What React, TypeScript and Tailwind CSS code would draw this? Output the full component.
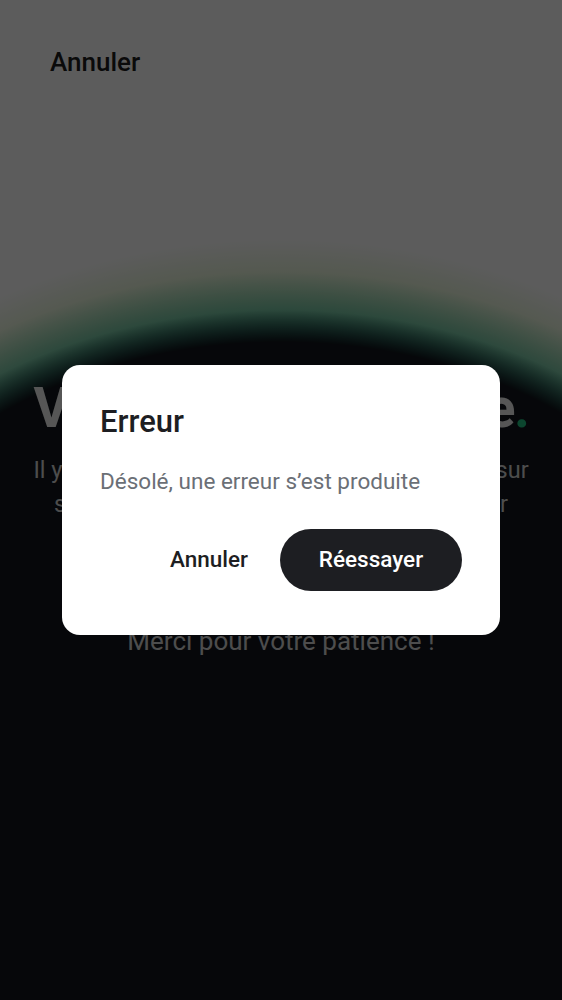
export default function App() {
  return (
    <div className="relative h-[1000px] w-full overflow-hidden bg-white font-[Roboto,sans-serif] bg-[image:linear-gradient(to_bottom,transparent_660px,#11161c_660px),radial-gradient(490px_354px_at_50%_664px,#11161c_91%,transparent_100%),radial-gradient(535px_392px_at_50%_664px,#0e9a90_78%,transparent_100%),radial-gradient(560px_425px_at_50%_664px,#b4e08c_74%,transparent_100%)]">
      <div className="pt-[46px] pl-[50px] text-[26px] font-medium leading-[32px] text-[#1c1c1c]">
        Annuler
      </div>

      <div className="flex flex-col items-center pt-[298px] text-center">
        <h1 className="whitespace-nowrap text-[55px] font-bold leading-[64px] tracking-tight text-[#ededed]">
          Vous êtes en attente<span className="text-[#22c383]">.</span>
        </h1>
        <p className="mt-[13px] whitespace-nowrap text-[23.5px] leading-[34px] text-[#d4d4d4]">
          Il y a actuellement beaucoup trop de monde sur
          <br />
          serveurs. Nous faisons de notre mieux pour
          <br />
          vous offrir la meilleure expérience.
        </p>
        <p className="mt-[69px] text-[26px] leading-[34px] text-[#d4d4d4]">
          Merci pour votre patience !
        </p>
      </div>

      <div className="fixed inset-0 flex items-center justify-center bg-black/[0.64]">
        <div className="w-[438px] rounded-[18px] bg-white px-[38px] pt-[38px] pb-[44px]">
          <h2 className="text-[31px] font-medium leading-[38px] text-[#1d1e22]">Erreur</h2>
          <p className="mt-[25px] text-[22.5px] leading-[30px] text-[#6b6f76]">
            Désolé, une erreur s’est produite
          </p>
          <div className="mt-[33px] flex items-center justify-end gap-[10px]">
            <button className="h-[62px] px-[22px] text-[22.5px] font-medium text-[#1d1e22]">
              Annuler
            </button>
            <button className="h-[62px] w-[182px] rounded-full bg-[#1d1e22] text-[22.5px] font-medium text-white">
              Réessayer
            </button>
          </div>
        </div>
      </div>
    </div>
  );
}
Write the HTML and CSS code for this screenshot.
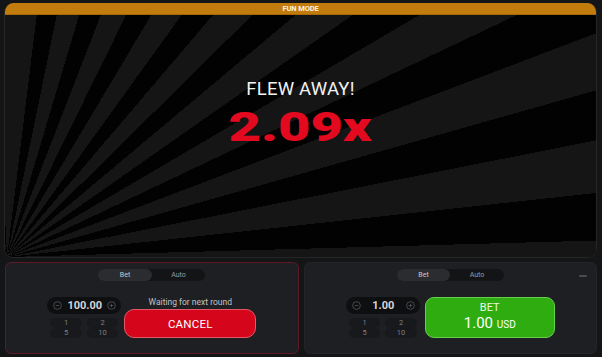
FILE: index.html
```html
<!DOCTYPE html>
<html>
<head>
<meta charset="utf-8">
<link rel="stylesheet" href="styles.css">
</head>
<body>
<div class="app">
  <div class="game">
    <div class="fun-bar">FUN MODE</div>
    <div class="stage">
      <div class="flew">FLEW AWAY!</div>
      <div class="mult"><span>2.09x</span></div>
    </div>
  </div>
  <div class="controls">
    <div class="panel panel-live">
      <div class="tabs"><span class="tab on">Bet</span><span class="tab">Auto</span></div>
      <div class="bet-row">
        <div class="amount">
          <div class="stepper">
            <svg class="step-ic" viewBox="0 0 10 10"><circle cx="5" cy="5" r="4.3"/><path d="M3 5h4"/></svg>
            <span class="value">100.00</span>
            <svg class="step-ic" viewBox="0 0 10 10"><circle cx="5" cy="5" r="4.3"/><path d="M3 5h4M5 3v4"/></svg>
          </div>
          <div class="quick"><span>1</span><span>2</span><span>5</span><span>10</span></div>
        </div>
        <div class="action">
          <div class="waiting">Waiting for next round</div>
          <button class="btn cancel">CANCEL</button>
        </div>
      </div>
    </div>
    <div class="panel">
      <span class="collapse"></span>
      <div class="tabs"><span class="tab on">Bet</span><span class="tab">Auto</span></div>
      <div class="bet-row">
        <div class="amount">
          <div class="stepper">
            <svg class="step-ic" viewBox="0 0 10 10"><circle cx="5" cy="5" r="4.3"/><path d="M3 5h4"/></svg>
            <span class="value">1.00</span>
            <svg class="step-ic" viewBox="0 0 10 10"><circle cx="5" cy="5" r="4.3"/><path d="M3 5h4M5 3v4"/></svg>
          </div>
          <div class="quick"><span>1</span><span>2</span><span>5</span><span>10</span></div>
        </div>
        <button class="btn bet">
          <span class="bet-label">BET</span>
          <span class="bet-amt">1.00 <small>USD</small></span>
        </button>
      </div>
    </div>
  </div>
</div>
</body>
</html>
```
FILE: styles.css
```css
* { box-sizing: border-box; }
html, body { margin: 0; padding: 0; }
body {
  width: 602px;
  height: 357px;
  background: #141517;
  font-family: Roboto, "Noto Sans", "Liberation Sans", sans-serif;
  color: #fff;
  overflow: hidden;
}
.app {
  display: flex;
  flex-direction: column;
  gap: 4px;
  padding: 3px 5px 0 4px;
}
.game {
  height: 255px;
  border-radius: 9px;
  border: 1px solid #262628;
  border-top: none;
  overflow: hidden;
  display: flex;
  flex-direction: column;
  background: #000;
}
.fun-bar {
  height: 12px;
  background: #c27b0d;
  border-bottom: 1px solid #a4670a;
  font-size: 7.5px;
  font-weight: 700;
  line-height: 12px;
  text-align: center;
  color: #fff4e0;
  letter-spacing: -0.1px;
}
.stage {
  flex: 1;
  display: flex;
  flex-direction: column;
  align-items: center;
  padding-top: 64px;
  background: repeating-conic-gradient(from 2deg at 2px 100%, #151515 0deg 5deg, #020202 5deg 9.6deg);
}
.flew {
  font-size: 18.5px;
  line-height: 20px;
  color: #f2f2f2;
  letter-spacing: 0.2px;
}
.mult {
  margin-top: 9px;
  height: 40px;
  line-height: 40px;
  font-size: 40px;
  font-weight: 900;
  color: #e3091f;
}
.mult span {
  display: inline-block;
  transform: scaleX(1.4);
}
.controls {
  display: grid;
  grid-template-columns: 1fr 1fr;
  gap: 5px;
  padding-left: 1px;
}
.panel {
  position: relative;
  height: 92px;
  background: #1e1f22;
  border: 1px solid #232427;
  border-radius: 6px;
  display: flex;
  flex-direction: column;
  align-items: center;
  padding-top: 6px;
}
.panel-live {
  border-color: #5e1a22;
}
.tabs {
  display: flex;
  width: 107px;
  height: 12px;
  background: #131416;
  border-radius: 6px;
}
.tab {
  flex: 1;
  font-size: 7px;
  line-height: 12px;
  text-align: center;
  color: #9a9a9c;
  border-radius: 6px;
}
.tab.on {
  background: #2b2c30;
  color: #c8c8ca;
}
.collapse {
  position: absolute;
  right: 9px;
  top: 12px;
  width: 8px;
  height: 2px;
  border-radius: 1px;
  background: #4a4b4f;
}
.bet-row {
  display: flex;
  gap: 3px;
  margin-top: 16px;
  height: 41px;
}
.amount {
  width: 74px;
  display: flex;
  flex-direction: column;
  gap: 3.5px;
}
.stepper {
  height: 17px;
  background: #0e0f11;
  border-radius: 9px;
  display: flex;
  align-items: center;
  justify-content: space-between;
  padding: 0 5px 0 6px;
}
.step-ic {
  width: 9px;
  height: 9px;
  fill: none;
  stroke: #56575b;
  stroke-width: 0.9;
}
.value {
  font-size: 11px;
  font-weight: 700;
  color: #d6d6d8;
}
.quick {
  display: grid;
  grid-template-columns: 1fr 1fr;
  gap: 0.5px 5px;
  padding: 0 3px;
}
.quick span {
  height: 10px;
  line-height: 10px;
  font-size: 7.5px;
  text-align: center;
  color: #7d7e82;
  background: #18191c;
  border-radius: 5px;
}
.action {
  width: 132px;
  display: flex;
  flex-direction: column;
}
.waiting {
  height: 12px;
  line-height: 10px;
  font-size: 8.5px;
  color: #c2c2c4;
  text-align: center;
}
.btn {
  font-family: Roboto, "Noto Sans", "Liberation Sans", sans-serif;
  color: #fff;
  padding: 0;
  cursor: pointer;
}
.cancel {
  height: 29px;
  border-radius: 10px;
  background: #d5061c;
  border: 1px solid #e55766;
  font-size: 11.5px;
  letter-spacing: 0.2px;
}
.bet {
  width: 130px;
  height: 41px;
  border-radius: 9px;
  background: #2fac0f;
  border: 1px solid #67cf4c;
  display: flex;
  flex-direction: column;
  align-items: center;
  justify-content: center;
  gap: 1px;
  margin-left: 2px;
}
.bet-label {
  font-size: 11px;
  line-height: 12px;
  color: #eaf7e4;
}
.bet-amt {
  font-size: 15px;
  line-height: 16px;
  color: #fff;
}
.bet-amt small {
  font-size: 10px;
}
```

-=-=-

What to produce
Show all lines above holding "code".

Problem solution
What React, TypeScript and Tailwind CSS code would draw this? Output the full component.
Write the HTML and CSS code for this screenshot.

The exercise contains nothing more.